A staggering 59% thought she should step down now while a higher number still – 64% - thought she should not lead the Tories into the next election.

Almost half of the public said that May should step down before the 2022 General Election (47%), and this rose to two thirds excluding don’t knows (64%)

Just 12% of Conservative voters think May should step down now, however, while 59% of that same group say she should stay on until after Brexit or until the transition period was over.

Three quarters (76%) of Conservative voters agree that May has shown strength by continuing, while just 5% disagreed.

It comes as Foreign Secretary Boris Johnson, who is rumoured to be eyeing a run against May, continues to pile pressure on the PM over Brexit. 

Asked separately if they wanted May to lead the party into the next election, a surprising 67% say they do.

Just 8% of Labour voters agree with the statement that having Theresa May as leader makes them more likely to vote for the Conservatives, four in five (78%) disagree

A tiny 8% of undecided voters say May as leader makes them more likely to vote Tory, and 32% disagree.

Brexit vs Remain

The poll also showed how Brexit continues to split the country.

One in five said they would consider relocating to an EU member state if May pressed ahead with a hard Brexit. This rose to one third (34%) among 18-34s.

Support for both Brexit and Remain is entrenched as ever, the poll showed.

Brexit voters were asked if EU negotiators humiliating the UK would lead them to switch their vote to remain, 83% said it would not; if prices increased, more than half – 56% - said they would still vote leave; if the UK agreed a fresh deal with Donald Trump’s US, 83% said it would not change their vote; and even if immigration figures remain largely unchanged, 58% would still back Brexit; a recession would also change nothing, with 49% still backing Brexit, and 40% would still back it, albeit with reservations.

If there was strong economic evidence that the younger generation would suffer from Brexit, 50% would not consider voting remain in a second referendum, and a further 37% would still back Brexit, but with reservations.

This topline figure was highest among Labour Brexit voters – 55%.

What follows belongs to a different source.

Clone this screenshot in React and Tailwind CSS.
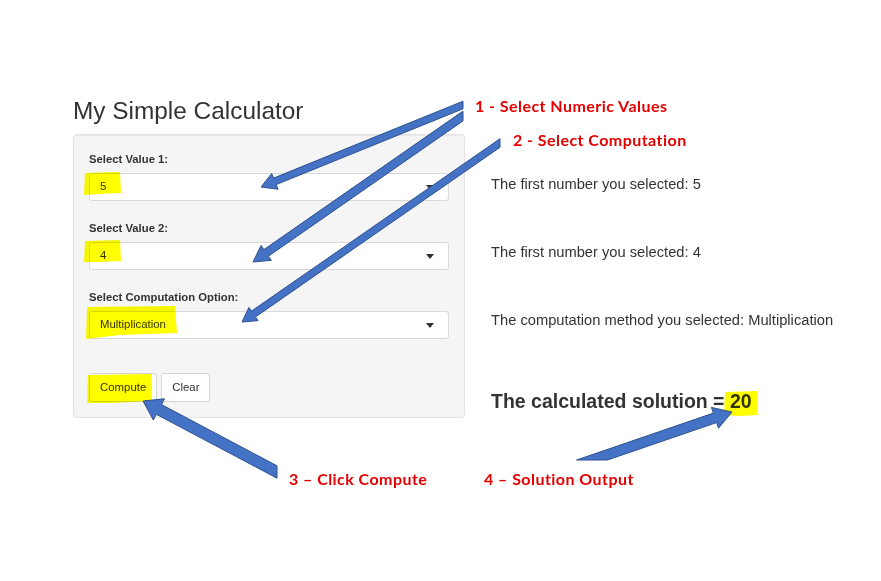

Support for remain was slightly softer. If EU negotiators humiliated the UK, 56% would continue to back Remain, for example, while if the economy started to grow slightly, just 20% would consider changing their view and 54% would still back remain.

If the Government is forced to fork out a large Brexit bill, 58% of Remainers would stick to their guns, and 31% would still back Remain albeit with reservations.

Remainers were most likely to switch their view if there was strong economic evidence that the next generation would be better off -  less than half, 46% would still fully back Remain and 24% would switch to voting leave.